-- Begin DATA EXCERPTS --
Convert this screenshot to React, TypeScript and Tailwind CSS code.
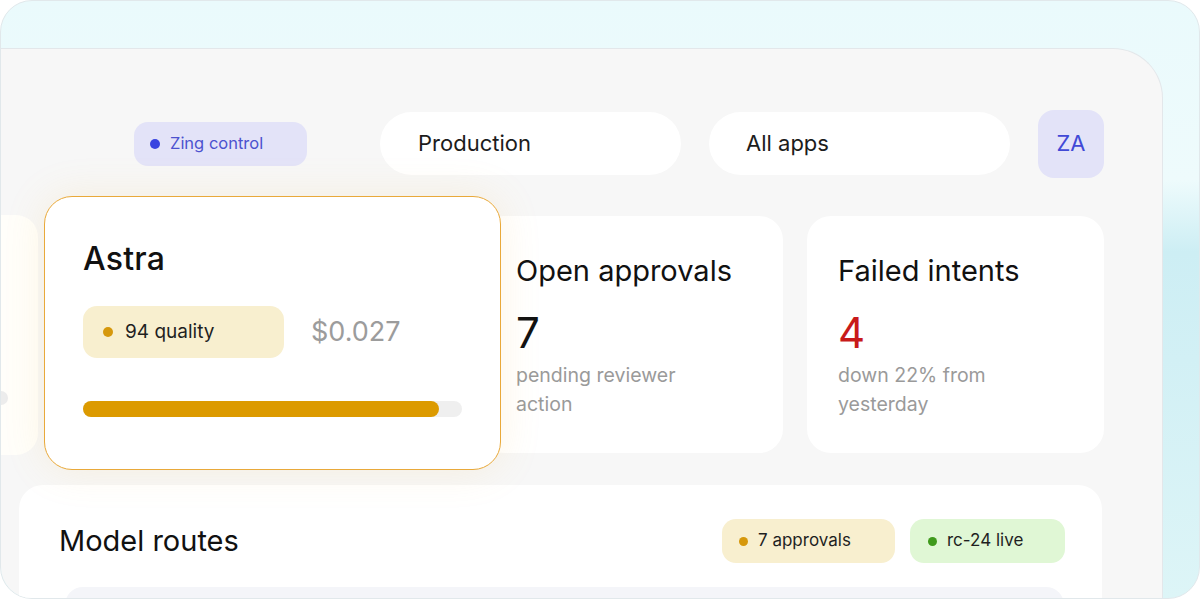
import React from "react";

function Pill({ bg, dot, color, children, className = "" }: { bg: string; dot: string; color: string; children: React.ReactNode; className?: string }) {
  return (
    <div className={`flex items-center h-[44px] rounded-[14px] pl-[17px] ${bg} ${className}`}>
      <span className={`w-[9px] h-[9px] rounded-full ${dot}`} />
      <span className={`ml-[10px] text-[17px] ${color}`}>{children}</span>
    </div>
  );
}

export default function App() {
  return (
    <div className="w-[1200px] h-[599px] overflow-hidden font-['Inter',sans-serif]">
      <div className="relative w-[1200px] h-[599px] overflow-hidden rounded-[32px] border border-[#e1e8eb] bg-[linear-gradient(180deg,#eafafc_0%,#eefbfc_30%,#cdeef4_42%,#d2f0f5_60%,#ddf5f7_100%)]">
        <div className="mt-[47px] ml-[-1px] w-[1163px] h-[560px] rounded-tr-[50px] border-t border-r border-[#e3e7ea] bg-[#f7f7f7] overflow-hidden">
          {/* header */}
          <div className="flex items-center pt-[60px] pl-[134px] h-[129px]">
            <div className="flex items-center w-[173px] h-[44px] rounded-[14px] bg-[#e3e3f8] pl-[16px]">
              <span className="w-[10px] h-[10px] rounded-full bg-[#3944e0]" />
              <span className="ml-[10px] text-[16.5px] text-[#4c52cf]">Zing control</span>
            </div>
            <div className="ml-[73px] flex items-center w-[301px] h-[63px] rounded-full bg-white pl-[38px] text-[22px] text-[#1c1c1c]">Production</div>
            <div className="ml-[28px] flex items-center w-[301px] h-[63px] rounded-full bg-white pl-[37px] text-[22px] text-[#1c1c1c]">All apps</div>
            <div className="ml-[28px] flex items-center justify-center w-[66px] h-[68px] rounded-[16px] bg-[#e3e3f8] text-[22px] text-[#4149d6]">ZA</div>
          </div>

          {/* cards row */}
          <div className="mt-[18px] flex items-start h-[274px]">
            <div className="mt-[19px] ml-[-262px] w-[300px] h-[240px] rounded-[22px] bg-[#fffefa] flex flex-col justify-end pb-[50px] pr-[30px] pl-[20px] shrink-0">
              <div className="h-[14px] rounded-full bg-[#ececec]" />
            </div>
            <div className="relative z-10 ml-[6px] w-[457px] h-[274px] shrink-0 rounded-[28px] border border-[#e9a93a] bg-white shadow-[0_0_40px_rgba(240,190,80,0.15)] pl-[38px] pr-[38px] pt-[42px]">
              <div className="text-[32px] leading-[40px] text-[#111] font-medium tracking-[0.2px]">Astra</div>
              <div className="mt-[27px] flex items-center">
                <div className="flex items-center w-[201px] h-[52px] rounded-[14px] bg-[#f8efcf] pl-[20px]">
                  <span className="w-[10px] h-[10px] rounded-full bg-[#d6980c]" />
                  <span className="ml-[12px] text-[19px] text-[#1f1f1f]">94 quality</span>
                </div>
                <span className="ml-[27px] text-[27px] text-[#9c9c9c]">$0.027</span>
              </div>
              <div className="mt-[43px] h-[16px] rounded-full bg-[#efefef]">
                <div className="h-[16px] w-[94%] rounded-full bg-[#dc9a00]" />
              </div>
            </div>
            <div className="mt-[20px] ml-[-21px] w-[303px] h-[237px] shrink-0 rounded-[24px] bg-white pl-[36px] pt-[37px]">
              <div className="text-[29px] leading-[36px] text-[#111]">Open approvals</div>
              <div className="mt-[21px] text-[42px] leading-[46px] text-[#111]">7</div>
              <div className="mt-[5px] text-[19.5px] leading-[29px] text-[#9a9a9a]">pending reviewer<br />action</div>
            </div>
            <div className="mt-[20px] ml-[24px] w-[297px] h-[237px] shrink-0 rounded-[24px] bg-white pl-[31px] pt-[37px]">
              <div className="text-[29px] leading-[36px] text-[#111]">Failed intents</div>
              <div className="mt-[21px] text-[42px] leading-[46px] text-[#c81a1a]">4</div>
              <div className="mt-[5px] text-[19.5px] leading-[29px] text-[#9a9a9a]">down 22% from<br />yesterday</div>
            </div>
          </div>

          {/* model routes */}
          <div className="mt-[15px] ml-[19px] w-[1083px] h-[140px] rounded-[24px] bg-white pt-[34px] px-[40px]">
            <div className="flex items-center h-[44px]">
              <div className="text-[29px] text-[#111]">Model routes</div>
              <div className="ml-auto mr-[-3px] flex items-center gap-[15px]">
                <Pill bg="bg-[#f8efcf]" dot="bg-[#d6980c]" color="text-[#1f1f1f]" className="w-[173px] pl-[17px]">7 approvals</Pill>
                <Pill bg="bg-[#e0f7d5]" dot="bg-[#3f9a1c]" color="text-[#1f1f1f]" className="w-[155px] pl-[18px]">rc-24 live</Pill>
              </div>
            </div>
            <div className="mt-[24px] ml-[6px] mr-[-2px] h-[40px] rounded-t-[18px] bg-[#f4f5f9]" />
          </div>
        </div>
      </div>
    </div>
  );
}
-- End DATA EXCERPTS --
-- Begin DATA EXCERPTS --
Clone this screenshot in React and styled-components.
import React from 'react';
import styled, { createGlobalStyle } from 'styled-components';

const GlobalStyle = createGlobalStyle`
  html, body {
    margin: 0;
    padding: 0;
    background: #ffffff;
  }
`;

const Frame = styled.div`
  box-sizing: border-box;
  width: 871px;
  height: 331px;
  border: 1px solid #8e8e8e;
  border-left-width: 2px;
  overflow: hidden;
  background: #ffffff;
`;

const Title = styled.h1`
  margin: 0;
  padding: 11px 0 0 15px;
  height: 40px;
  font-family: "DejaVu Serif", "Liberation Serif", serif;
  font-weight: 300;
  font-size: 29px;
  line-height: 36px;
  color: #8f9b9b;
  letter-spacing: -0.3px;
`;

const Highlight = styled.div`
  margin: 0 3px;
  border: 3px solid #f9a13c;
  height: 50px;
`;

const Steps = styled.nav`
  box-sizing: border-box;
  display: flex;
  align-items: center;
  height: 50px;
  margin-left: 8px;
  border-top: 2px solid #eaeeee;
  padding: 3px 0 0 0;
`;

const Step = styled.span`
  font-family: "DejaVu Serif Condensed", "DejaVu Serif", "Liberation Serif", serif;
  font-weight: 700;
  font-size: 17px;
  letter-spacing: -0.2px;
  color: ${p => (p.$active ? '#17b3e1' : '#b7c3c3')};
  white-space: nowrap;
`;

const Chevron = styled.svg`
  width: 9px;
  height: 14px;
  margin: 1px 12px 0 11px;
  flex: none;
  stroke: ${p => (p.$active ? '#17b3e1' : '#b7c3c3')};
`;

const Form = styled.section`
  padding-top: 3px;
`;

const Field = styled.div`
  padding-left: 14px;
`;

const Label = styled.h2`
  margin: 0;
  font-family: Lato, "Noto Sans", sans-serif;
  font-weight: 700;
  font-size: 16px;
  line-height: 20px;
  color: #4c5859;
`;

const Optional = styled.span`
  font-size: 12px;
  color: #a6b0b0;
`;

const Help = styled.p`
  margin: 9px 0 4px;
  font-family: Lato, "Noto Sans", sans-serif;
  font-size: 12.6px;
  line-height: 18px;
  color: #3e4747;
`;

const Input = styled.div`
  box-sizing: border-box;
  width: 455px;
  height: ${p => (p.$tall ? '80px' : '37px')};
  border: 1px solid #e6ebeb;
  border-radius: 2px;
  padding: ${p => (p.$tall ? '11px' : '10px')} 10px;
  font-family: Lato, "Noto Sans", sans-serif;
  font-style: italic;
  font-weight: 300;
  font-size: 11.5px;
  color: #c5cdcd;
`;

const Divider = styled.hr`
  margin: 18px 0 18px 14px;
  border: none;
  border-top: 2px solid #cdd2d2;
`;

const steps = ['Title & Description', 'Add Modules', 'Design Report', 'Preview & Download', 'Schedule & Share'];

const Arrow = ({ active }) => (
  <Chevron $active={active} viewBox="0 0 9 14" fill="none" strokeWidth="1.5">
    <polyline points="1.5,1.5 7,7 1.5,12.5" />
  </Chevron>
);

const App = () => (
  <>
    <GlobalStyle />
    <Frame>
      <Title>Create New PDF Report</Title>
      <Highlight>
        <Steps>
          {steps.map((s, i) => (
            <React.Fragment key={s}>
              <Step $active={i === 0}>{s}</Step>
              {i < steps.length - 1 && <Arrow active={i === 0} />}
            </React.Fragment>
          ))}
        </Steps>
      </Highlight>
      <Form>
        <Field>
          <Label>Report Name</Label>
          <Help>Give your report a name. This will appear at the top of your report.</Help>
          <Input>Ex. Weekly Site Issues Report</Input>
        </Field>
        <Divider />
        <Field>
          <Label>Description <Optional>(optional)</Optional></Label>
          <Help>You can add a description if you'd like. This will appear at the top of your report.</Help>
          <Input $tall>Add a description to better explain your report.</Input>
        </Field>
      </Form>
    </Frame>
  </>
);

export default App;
-- End DATA EXCERPTS --
-- Begin DATA EXCERPTS --
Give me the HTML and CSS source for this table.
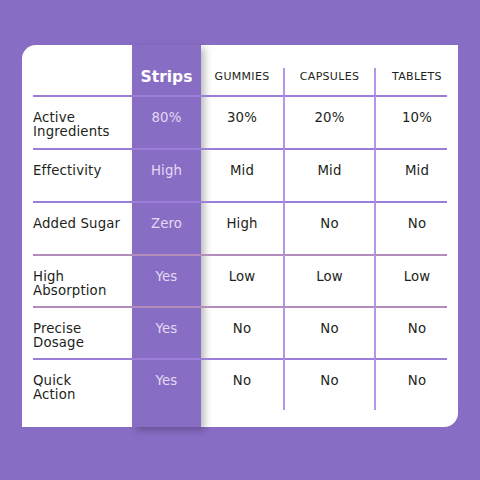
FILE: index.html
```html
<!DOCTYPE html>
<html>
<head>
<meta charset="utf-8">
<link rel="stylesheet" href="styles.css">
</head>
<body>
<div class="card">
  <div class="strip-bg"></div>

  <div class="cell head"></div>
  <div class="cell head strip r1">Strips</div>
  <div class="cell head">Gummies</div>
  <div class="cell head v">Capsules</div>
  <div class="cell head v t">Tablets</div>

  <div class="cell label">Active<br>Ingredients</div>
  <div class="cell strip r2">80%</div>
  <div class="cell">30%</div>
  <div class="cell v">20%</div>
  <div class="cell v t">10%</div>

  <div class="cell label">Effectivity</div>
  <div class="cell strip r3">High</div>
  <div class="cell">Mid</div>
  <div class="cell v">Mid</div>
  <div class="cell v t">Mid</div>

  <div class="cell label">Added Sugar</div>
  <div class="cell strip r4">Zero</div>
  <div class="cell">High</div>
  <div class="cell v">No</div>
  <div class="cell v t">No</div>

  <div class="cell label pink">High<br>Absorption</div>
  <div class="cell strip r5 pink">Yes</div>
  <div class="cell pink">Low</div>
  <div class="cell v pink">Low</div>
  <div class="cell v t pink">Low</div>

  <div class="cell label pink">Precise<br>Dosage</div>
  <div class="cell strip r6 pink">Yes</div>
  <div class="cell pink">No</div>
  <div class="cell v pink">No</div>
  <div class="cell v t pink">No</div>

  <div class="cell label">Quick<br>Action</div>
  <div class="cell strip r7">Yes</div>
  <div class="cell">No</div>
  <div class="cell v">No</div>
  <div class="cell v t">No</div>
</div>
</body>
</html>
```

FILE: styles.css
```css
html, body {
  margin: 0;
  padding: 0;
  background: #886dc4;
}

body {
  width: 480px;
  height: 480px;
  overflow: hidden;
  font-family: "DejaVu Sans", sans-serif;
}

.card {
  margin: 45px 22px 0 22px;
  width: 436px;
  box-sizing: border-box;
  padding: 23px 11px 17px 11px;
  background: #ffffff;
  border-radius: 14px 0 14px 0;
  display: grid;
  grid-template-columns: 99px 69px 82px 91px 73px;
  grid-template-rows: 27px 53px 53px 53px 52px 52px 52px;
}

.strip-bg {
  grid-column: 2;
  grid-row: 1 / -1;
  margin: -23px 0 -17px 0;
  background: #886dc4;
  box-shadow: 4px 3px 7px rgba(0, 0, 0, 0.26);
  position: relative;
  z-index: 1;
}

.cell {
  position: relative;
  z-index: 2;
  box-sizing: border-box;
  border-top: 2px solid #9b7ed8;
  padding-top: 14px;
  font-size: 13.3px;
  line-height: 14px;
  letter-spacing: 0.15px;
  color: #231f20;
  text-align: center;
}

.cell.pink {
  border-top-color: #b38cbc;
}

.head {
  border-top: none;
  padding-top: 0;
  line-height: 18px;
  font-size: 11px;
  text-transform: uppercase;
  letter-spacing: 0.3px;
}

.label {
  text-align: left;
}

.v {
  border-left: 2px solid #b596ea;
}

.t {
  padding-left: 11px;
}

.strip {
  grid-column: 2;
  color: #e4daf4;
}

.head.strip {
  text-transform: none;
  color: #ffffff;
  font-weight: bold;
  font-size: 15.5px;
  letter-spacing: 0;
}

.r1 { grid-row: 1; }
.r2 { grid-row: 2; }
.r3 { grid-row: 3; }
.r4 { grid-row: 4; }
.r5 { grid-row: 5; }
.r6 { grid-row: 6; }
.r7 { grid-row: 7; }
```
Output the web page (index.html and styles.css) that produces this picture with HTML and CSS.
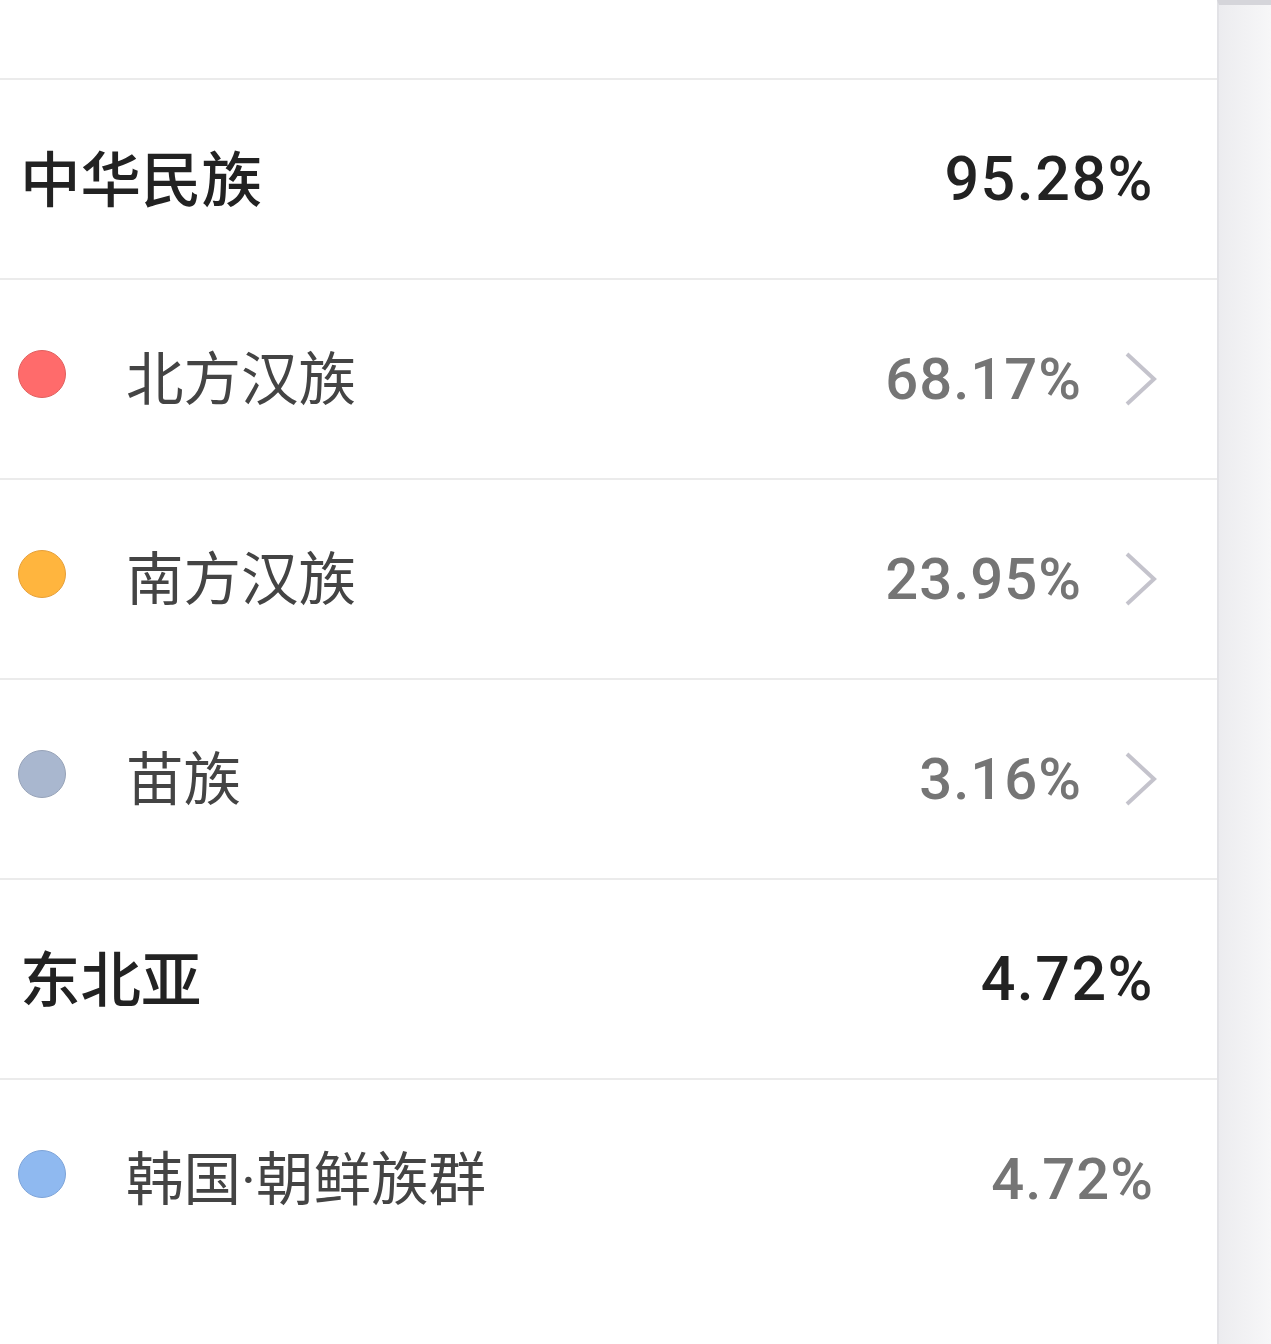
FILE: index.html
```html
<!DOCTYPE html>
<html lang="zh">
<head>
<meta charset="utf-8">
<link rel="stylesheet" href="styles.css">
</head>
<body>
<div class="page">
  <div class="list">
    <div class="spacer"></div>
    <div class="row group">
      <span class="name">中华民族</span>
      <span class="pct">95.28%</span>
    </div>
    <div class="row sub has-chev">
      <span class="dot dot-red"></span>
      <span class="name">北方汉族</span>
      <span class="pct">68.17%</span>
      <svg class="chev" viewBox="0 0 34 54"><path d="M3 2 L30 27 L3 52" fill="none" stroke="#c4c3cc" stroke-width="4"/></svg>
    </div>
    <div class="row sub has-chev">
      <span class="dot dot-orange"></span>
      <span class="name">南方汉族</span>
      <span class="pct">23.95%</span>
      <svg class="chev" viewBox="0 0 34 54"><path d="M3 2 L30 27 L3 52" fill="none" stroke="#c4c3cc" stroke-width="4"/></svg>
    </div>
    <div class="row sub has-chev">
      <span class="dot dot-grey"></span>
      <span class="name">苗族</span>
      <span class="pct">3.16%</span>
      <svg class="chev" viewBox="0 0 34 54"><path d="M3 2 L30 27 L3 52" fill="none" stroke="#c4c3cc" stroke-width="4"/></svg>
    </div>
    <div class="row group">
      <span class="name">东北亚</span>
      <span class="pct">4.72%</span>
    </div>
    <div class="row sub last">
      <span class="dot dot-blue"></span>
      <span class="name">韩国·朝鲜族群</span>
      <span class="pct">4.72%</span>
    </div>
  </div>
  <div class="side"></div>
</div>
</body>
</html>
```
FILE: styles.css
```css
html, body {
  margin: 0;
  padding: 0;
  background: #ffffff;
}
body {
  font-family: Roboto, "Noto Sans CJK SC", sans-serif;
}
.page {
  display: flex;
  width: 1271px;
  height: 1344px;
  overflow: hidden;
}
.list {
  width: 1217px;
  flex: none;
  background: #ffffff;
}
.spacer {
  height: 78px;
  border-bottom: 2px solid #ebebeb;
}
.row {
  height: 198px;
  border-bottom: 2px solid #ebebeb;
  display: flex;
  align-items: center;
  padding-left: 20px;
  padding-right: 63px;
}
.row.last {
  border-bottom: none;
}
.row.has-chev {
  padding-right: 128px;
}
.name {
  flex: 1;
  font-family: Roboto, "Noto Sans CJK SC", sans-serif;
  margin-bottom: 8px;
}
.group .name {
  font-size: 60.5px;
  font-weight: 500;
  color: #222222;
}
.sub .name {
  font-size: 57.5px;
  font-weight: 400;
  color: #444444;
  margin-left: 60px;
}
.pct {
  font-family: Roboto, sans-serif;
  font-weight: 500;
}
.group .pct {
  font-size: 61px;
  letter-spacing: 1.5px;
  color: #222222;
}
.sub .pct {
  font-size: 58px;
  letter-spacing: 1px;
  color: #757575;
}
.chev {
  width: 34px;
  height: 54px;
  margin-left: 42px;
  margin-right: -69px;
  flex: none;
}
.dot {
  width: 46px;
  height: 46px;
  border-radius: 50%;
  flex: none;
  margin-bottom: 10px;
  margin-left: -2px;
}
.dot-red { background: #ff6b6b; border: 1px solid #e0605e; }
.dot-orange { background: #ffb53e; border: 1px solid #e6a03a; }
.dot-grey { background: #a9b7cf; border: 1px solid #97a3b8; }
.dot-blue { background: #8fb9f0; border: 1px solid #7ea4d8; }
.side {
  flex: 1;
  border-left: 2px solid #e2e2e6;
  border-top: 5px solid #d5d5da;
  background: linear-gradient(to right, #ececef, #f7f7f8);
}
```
-- End DATA EXCERPTS --
## TASK TO COMPLETE
In the entries above, find every line holding the word "Give" and copy it out.

## ANSWER FOR THE TASK
          <Help>Give your report a name. This will appear at the top of your report.</Help>
Give me the HTML and CSS source for this table.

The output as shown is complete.